By Richardl @richardlittleda

…measure the depth

As a preacher and occasional trainer of preachers, it has not escaped my notice that many of them love the sound of their own voices. Some of them seem to work on the premise that if they speak for long enough, the mundane will become profound, the dull will sparkle and the pedestrian will quicken its pace to a brisk trot. In this they are mistaken, I believe.  Oddly, though, congregations often collude in the myth – measuring the value of what is said by length rather than depth. If fewer words, no matter how well-chosen, have been said – they feel short changed that there were not more of them. Presumably, such people would endorse the sentiment of the hoarding I spotted at a a station yesterday:

CLICK for full size

Former BBC correspondent Martin Bell would probably agree. One of the things which propelled him out of journalism and into politics was his frustration with the restrictions of condensing a traumatic story into a tiny segment of television news.  Seeing his own face on a working television in a bombed out pub talking about the reasons such bombings occur made him consider a career change.

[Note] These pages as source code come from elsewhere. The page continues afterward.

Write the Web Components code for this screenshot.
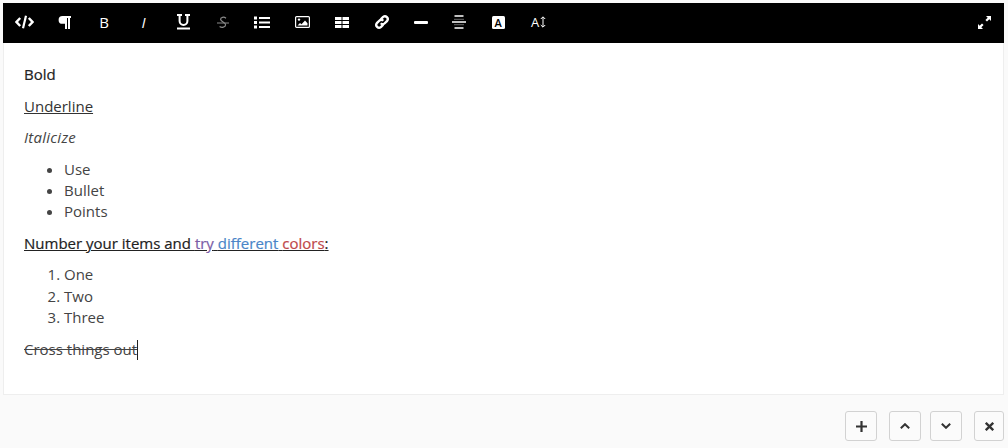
<!DOCTYPE html>
<html lang="en">
<head>
<meta charset="utf-8">
<title>Editor</title>
<style>
    html, body { margin: 0; padding: 0; height: 100%; background: #fafafa; overflow: hidden; }
    body { font-family: "Open Sans", "Liberation Sans", sans-serif; }
    rich-body p { margin: 0 0 10px; }
    rich-body ul, rich-body ol { margin: 0 0 10px; padding-left: 40px; }
    rich-body b { font-weight: 500; color: #222; -webkit-text-stroke: 0.2px #222; }
    rich-body u { color: #333; }
    rich-body i { letter-spacing: 0.25px; }
    rich-body .heading { color: #222; font-weight: 500; -webkit-text-stroke: 0.2px #222; }
    rich-body .purple { color: #7b5ea7; -webkit-text-stroke: 0.2px #7b5ea7; }
    rich-body .blue { color: #4a86c8; -webkit-text-stroke: 0.2px #4a86c8; }
    rich-body .red { color: #c0484a; -webkit-text-stroke: 0.2px #c0484a; }
    rich-body .caret { display: inline-block; width: 1px; height: 20px; background: #222; vertical-align: -5px; }
    svg { display: block; }
    .glyph { font-family: "Open Sans", "Liberation Sans", sans-serif; line-height: 1; }
</style>
</head>
<body>

<template id="editor-frame-template">
    <style>
        :host { display: block; padding: 3px 4px 0 3px; }
        .frame { background: #fff; border: 1px solid #eee; border-top: 0; }
    </style>
    <div class="frame">
        <slot name="toolbar"></slot>
        <slot></slot>
    </div>
</template>

<template id="editor-toolbar-template">
    <style>
        :host { display: flex; align-items: flex-start; height: 40px; background: #000; margin: 0 -1px; padding: 0 0 0 1px; box-sizing: border-box; }
        .tools { display: grid; grid-template-columns: repeat(14, 39.62px); flex: 1; padding-left: 1px; }
    </style>
    <div class="tools"><slot></slot></div>
    <div><slot name="right"></slot></div>
</template>

<template id="tool-button-template">
    <style>
        :host { display: flex; align-items: center; justify-content: center; height: 38px; width: 39.62px; color: #fff; cursor: pointer; }
        :host([muted]) { color: #8a8a8a; }
    </style>
    <slot></slot>
</template>

<template id="rich-body-template">
    <style>
        :host { display: block; box-sizing: border-box; height: 351px; padding: 21.2px 20px 0; font-size: 15px; line-height: 21.45px; color: #444; }
    </style>
    <slot></slot>
</template>

<template id="action-bar-template">
    <style>
        :host { display: flex; justify-content: flex-end; align-items: center; padding: 16px 4px 0 0; }
        .group { display: flex; gap: 9px; margin-left: 12px; }
    </style>
    <div class="group"><slot name="add"></slot></div>
    <div class="group"><slot name="move"></slot></div>
    <div class="group"><slot name="remove"></slot></div>
</template>

<template id="action-button-template">
    <style>
        :host { display: flex; align-items: center; justify-content: center; box-sizing: border-box; width: 32px; height: 30px; background: #fbfbfb; border: 1px solid #d2d2d2; border-radius: 3px; color: #333; cursor: pointer; }
        :host([narrow]) { width: 30px; }
    </style>
    <slot></slot>
</template>

<editor-frame>
    <editor-toolbar slot="toolbar">
        <tool-button><svg width="19" height="14" viewBox="0 0 19 14"><path d="M5.200 3 1.500 7l3.700 4M13.800 3l3.700 4-3.700 4" fill="none" stroke="currentColor" stroke-width="2.400"/><path d="M11 .8 8 13.200" fill="none" stroke="currentColor" stroke-width="2.200"/></svg></tool-button>
        <tool-button><svg width="13" height="13" viewBox="0 0 13 13"><path d="M4.500 0H13v2h-1v11H10V2H9v11H7V7.800H4.500A3.900 3.900 0 0 1 4.500 0z" fill="currentColor"/></svg></tool-button>
        <tool-button><span class="glyph" style="font-size:15px;font-weight:500">B</span></tool-button>
        <tool-button><span class="glyph" style="font-size:15px;font-style:italic">I</span></tool-button>
        <tool-button><svg width="13" height="16" viewBox="0 0 13 16"><path d="M0 1h5M8 1h5M2.600 1v6a3.900 3.900 0 0 0 7.800 0V1" fill="none" stroke="currentColor" stroke-width="2"/><path d="M0 14.500h13" stroke="currentColor" stroke-width="2"/></svg></tool-button>
        <tool-button muted><svg width="12" height="13" viewBox="0 0 12 13"><path d="M9 2.200C7 .6 3.400 1 3.600 3.400c.2 2.400 5.200 2.800 5 5.400C8.400 11.400 4.800 12 2.600 10.600" fill="none" stroke="currentColor" stroke-width="1.200"/><path d="M0 7h12" stroke="currentColor" stroke-width="1"/></svg></tool-button>
        <tool-button><svg width="16" height="13" viewBox="0 0 16 13"><path d="M0 .5h3v3H0zM0 5h3v3H0zM0 9.500h3v3H0z" fill="currentColor"/><path d="M5 2h11M5 6.500h11M5 11h11" stroke="currentColor" stroke-width="2"/></svg></tool-button>
        <tool-button><svg width="15" height="12" viewBox="0 0 15 12"><rect x=".6" y=".6" width="13.800" height="10.800" rx="1" fill="none" stroke="currentColor" stroke-width="1.200"/><circle cx="4" cy="3.600" r="1.200" fill="currentColor"/><path d="M2.500 9.500 5 7l1.500 1.300L10 4.600l2.500 2.600v2.300z" fill="currentColor"/></svg></tool-button>
        <tool-button><svg width="14" height="11" viewBox="0 0 14 11"><path d="M0 0h6.500v3H0zM7.500 0H14v3H7.500zM0 4h6.500v3H0zM7.500 4H14v3H7.500zM0 8h6.500v3H0zM7.500 8H14v3H7.500z" fill="currentColor"/></svg></tool-button>
        <tool-button><svg width="16" height="16" viewBox="0 0 14 14" style="margin-left:2px"><g fill="none" stroke="currentColor" stroke-width="2.100"><path d="M5.900 4.600 8 2.500a2.500 2.500 0 0 1 3.500 3.500L9.400 8.100a2.500 2.500 0 0 1-3.500 0"/><path d="M8.100 9.400 6 11.500A2.500 2.500 0 0 1 2.500 8l2.100-2.100a2.500 2.500 0 0 1 3.500 0"/></g></svg></tool-button>
        <tool-button><svg width="14" height="3" viewBox="0 0 14 3"><rect width="14" height="3" rx="1" fill="currentColor"/></svg></tool-button>
        <tool-button><svg width="14" height="14" viewBox="0 0 14 14" style="margin-right:4px"><path d="M2.500 1h9M0 7h14M2.500 13h9" stroke="currentColor" stroke-width="1.700"/><path d="M2 4.300h10M2 9.700h10" stroke="currentColor" stroke-width="1" opacity=".4"/></svg></tool-button>
        <tool-button><span class="glyph" style="display:flex;align-items:center;justify-content:center;width:13px;height:13px;margin-right:4px;background:#fff;color:#000;border-radius:1.500px;font-size:11px;font-weight:600">A</span></tool-button>
        <tool-button><span class="glyph" style="font-size:13px;font-weight:500;display:flex;align-items:center;gap:1px;margin-right:2px">A<svg width="6" height="12" viewBox="0 0 6 12"><path d="M3 1v10M.8 3 3 .8 5.200 3M.8 9 3 11.200 5.200 9" fill="none" stroke="currentColor" stroke-width="1"/></svg></span></tool-button>
        <tool-button slot="right"><svg width="15" height="15" viewBox="0 0 15 15"><path d="M9 1h5v5l-1.700-1.700-2.300 2.300-1.600-1.600 2.300-2.300zM6 14H1V9l1.700 1.700L5 8.400 6.600 10l-2.300 2.300z" fill="currentColor"/></svg></tool-button>
    </editor-toolbar>
    <rich-body>
        <p><b>Bold</b></p>
        <p><u>Underline</u></p>
        <p><i>Italicize</i></p>
        <ul>
            <li>Use</li>
            <li>Bullet</li>
            <li>Points</li>
        </ul>
        <p><u class="heading">Number your items and <span class="purple">try</span> <span class="blue">different</span> <span class="red">colors</span>:</u></p>
        <ol>
            <li>One</li>
            <li>Two</li>
            <li>Three</li>
        </ol>
        <p><s>Cross things out</s><span class="caret"></span></p>
    </rich-body>
</editor-frame>

<action-bar>
    <action-button slot="add"><svg width="11" height="11" viewBox="0 0 11 11"><path d="M5.500 0v11M0 5.500h11" stroke="currentColor" stroke-width="2.200"/></svg></action-button>
    <action-button slot="move"><svg width="10" height="6" viewBox="0 0 10 6"><path d="M.8 5.200 5 1.200l4.200 4" fill="none" stroke="currentColor" stroke-width="2"/></svg></action-button>
    <action-button slot="move"><svg width="10" height="6" viewBox="0 0 10 6"><path d="M.8.800 5 4.800l4.200-4" fill="none" stroke="currentColor" stroke-width="2"/></svg></action-button>
    <action-button slot="remove" narrow><svg width="9" height="9" viewBox="0 0 9 9"><path d="M.8.800l7.400 7.400M8.200.800.800 8.200" stroke="currentColor" stroke-width="2.300"/></svg></action-button>
</action-bar>

<script>
    function defineFromTemplate(tag, templateId) {
        const template = document.getElementById(templateId);
        customElements.define(tag, class extends HTMLElement {
            constructor() {
                super();
                this.attachShadow({ mode: 'open' });
                this.shadowRoot.appendChild(template.content.cloneNode(true));
            }
        });
    }

    defineFromTemplate('editor-frame', 'editor-frame-template');
    defineFromTemplate('editor-toolbar', 'editor-toolbar-template');
    defineFromTemplate('tool-button', 'tool-button-template');
    defineFromTemplate('rich-body', 'rich-body-template');
    defineFromTemplate('action-bar', 'action-bar-template');
    defineFromTemplate('action-button', 'action-button-template');
</script>
</body>
</html>
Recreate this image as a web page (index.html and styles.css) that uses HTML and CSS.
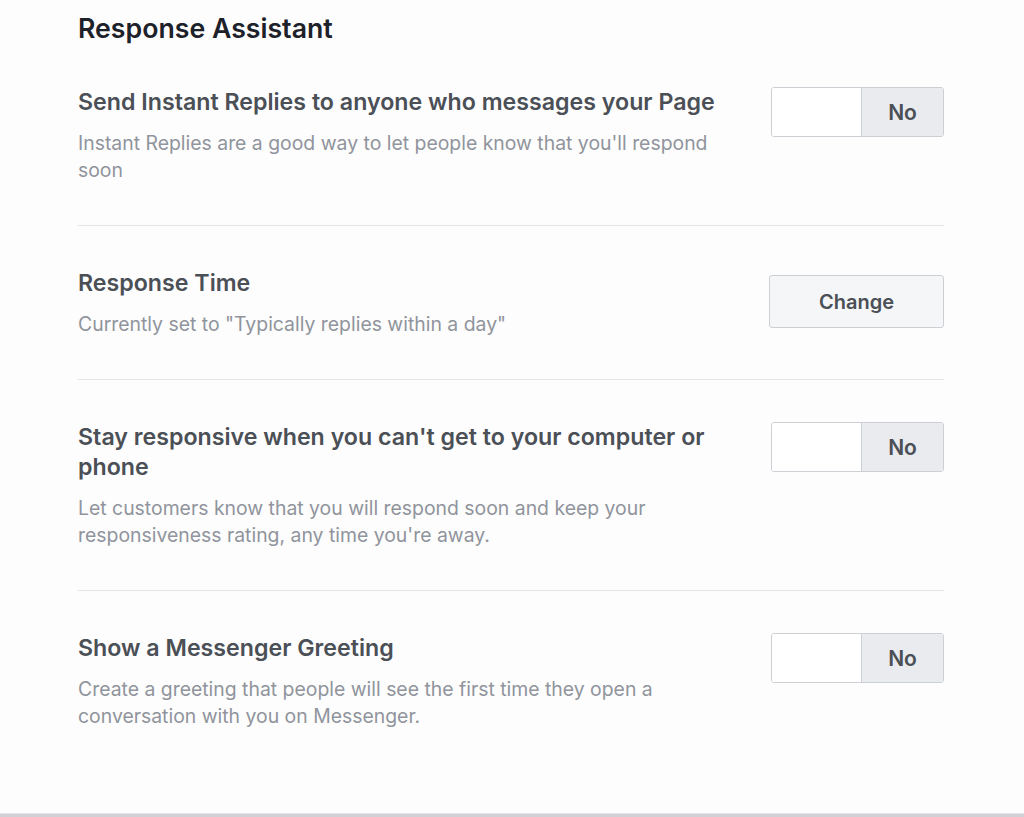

Some things should not be condensed.

There is a difference, though, between condensed and edited. Properly done, a condensed piece of writing or speech has a ‘flavour’ more intense than its more wordy cousins. Consider, for example, BBC Radio 4’s From Our Own Correspondent – with an elegance of format which captures the atmosphere behind a current news story in a matter of moments.

Tomorrow I shall be in a BBC contributor studio recording six two-minute pieces for BBC Radio 4’s Prayer for the Day. They must be 120 seconds long, with precious little leeway either way. In that time they must evoke enough curiosity to be interesting and touch enough of a spiritual nerve to help at least some listeners engage and pray. It is a tall order, and I am indebted to the critical ear and diplomatic skill of the producers with whom I have worked over the years. For some of the thousands of listeners, those two minutes will set the tone of their day – for good or ill!

Years ago, when I was approaching my first set of BBC Radio 2 Pause for Thought recordings, a friend told me that ‘every preacher should be produced’. I now have some idea what he meant. As those who can often speak for as long as they like – the discipline of having someone else tell them that enough is enough is no bad thing!